Your instructions:
Which lines hold the word "this"? Copy each one.

Given entries:
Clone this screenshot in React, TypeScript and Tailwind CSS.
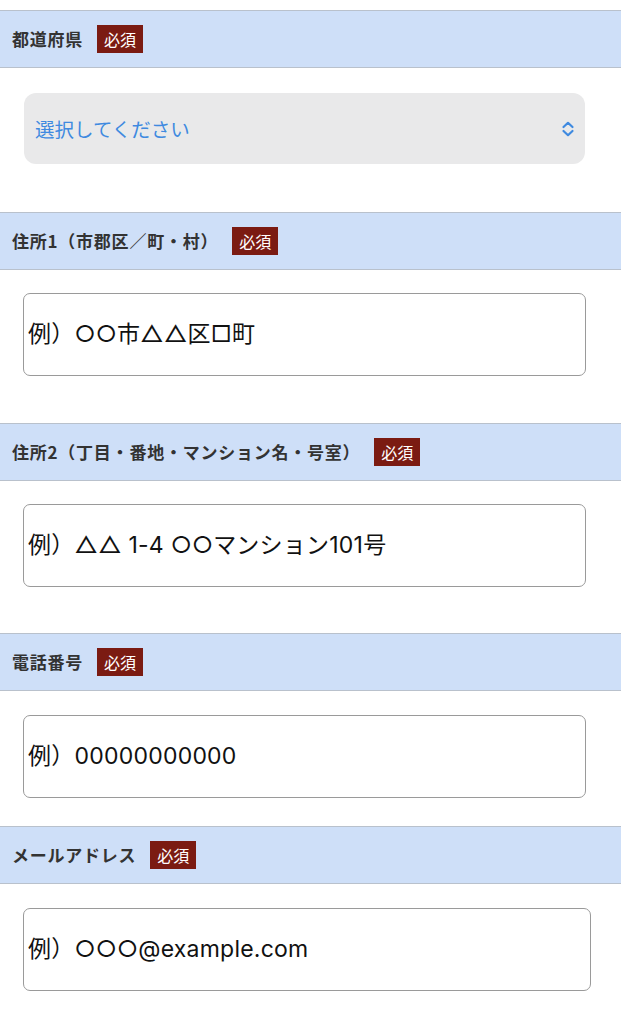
import React from 'react'

const font = { fontFamily: '"Hiragino Sans", "Noto Sans CJK JP", sans-serif' }
const inputFont = { fontFamily: 'Inter, "DejaVu Sans", "Noto Sans CJK JP", sans-serif' }

const Badge = () => (
  <span className="inline-flex h-[28px] items-center bg-[#7b1b12] px-[7px] text-[16px] leading-none text-white">
    必須
  </span>
)

const Header = ({ label }: { label: string }) => (
  <div className="flex h-[58px] items-center gap-[14px] border-y border-[#b9c1cc] bg-[#cedff8] pl-[12px]">
    <span className="text-[17px] font-bold tracking-[0.045em] text-[#333]">{label}</span>
    <Badge />
  </div>
)

const TextBox = ({ placeholder, wide }: { placeholder: string; wide?: boolean }) => (
  <div
    className={`ml-[23px] flex h-[83px] items-center rounded-[7px] border border-[#9a9a9a] bg-white pl-[4px] ${
      wide ? 'w-[568px]' : 'w-[563px]'
    }`}
  >
    <span className="text-[23px] tracking-[0.01em] text-[#111]" style={inputFont}>
      {placeholder}
    </span>
  </div>
)

const fields = [
  { label: '住所1（市郡区／町・村）', placeholder: '例）○○市△△区□町', pad: 'pt-[23px] pb-[47px]' },
  { label: '住所2（丁目・番地・マンション名・号室）', placeholder: '例）△△ 1-4 ○○マンション101号', pad: 'pt-[23px] pb-[46px]' },
  { label: '電話番号', placeholder: '例）00000000000', pad: 'pt-[24px] pb-[28px]' },
  { label: 'メールアドレス', placeholder: '例）○○○@example.com', pad: 'pt-[24px] pb-[40px]', wide: true },
]

export default function App() {
  return (
    <div className="min-h-[1024px] bg-white pt-[10px]" style={font}>
      <section>
        <Header label="都道府県" />
        <div className="pt-[25px] pb-[48px]">
          <div className="ml-[24px] flex h-[71px] w-[561px] items-center justify-between rounded-[12px] bg-[#e9e9ea] pl-[11px] pr-[10px]">
            <span className="text-[19.5px] text-[#3f8ae0]">選択してください</span>
            <svg width="14" height="16" viewBox="0 0 14 16" fill="none" stroke="#3f8ae0" strokeWidth="2.2" strokeLinecap="round" strokeLinejoin="round">
              <path d="M2.5 6 L7 1.8 L11.5 6" />
              <path d="M2.5 10 L7 14.2 L11.5 10" />
            </svg>
          </div>
        </div>
      </section>
      {fields.map((f) => (
        <section key={f.label}>
          <Header label={f.label} />
          <div className={f.pad}>
            <TextBox placeholder={f.placeholder} wide={f.wide} />
          </div>
        </section>
      ))}
    </div>
  )
}
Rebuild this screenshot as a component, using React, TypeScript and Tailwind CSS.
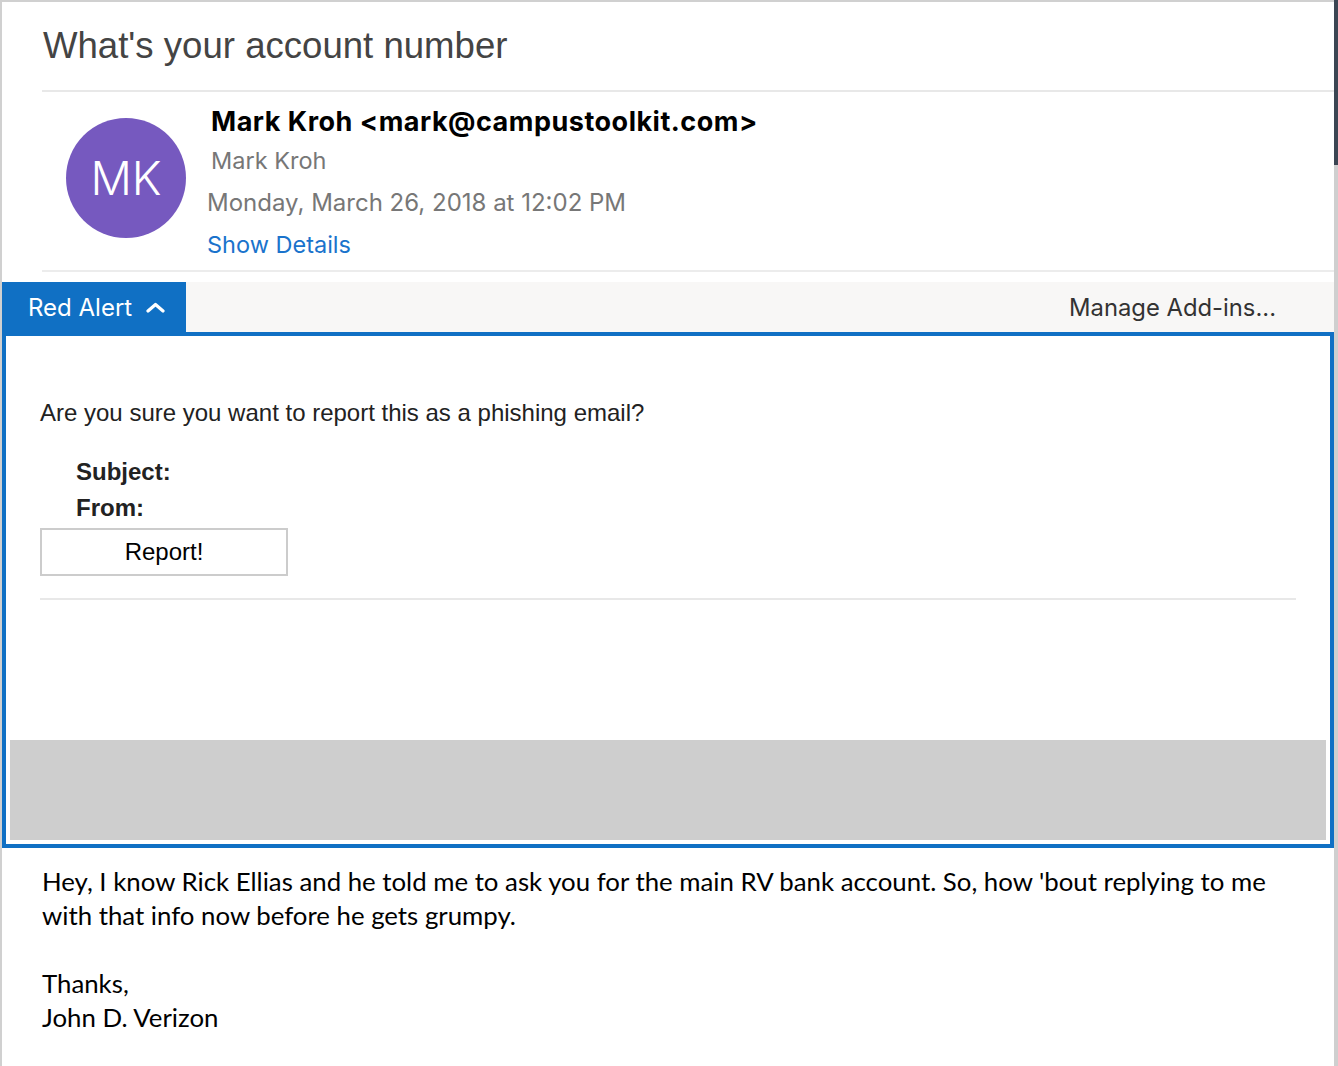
import React from 'react'

const HEADER_FONT = "font-['Inter',sans-serif]"
const PANEL_FONT = "font-['Liberation_Sans',Arial,sans-serif]"
const BODY_FONT = "font-['Lato',sans-serif]"

function ChevronUp() {
  return (
    <svg width="19" height="11" viewBox="0 0 19 11" fill="none">
      <polyline points="2,9 9.5,2.5 17,9" stroke="#fff" strokeWidth="3.2" strokeLinecap="round" strokeLinejoin="round" />
    </svg>
  )
}

function MessageHeader() {
  return (
    <div className="flex h-[178px] pl-[64px]">
      <div className="mt-[26px] flex h-[120px] w-[120px] shrink-0 items-center justify-center rounded-full bg-[#7659bf]">
        <span className={`${HEADER_FONT} text-[46px] font-light leading-none text-white`}>MK</span>
      </div>
      <div className={`${HEADER_FONT} ml-[21px] pt-[13px]`}>
        <div className="mb-[1px] pl-[4px] text-[27px] font-bold leading-[34px] tracking-[0.5px] text-black">
          Mark Kroh &lt;mark@campustoolkit.com&gt;
        </div>
        <div className="pl-[4px] text-[23.5px] leading-[42px] text-[#777]">Mark Kroh</div>
        <div className="text-[24px] leading-[42px] text-[#777]">Monday, March 26, 2018 at 12:02 PM</div>
        <div className="text-[23.5px] leading-[42px] text-[#1a73cc]">Show Details</div>
      </div>
    </div>
  )
}

function AddinPanel() {
  return (
    <div className="border-[4px] border-[#1070c4] bg-white">
      <div className={`${PANEL_FONT} h-[404px] px-[34px] pt-[63px] text-[24px] text-[#222]`}>
        <p className="leading-[28px]">Are you sure you want to report this as a phishing email?</p>
        <div className="mt-[27px] pl-[36px] font-bold">
          <div className="leading-[36px]">Subject:</div>
          <div className="leading-[36px]">From:</div>
        </div>
        <button className="mt-[2px] h-[48px] w-[248px] border-2 border-[#cccccc] bg-white text-[24px] text-black">
          Report!
        </button>
        <div className="mt-[22px] h-[2px] bg-[#e8e8e8]" />
      </div>
      <div className="mx-[4px] mb-[4px] h-[100px] bg-[#cecece]" />
    </div>
  )
}

export default function App() {
  return (
    <div className="flex h-[1066px] w-[1338px] overflow-hidden bg-white">
      <div className="w-[2px] shrink-0 bg-[#d0d0d0]" />
      <div className="flex w-[1332px] flex-col">
        <div className="h-[2px] shrink-0 bg-[#d0d0d0]" />
        <div className="h-[88px] pl-[41px] font-['Liberation_Sans',Arial,sans-serif] text-[36.6px] leading-[88px] text-[#444]">
          What's your account number
        </div>
        <div className="ml-[40px] h-[2px] bg-[#e8e8e8]" />
        <MessageHeader />
        <div className="ml-[40px] h-[2px] bg-[#ececec]" />
        <div className="h-[10px]" />
        <div className={`${HEADER_FONT} flex h-[50px] items-stretch justify-between bg-[#f8f7f6]`}>
          <div className="flex w-[184px] items-center bg-[#1070c4] pl-[26px] pt-[2px] text-[24px] text-white">
            <span>Red Alert</span>
            <span className="ml-[14px] mt-[-2px] flex">
              <ChevronUp />
            </span>
          </div>
          <div className="flex items-center pr-[58px] pt-[2px] text-[23.8px] text-[#333]">Manage Add-ins...</div>
        </div>
        <AddinPanel />
        <div className={`${BODY_FONT} whitespace-nowrap pl-[40px] pt-[16px] text-[25.8px] leading-[34px] text-black`}>
          <p>
            Hey, I know Rick Ellias and he told me to ask you for the main RV bank account. So, how 'bout replying to me
            <br />
            with that info now before he gets grumpy.
          </p>
          <p className="mt-[34px]">Thanks,</p>
          <p>John D. Verizon</p>
        </div>
      </div>
      <div className="flex w-[4px] shrink-0 flex-col">
        <div className="h-[165px] bg-[#3b4653]" />
        <div className="flex-1 bg-[#cfcfcf]" />
      </div>
    </div>
  )
}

Correct output:
Clone this screenshot in React, TypeScript and Tailwind CSS.
Rebuild this screenshot as a component, using React, TypeScript and Tailwind CSS.
        <p className="leading-[28px]">Are you sure you want to report this as a phishing email?</p>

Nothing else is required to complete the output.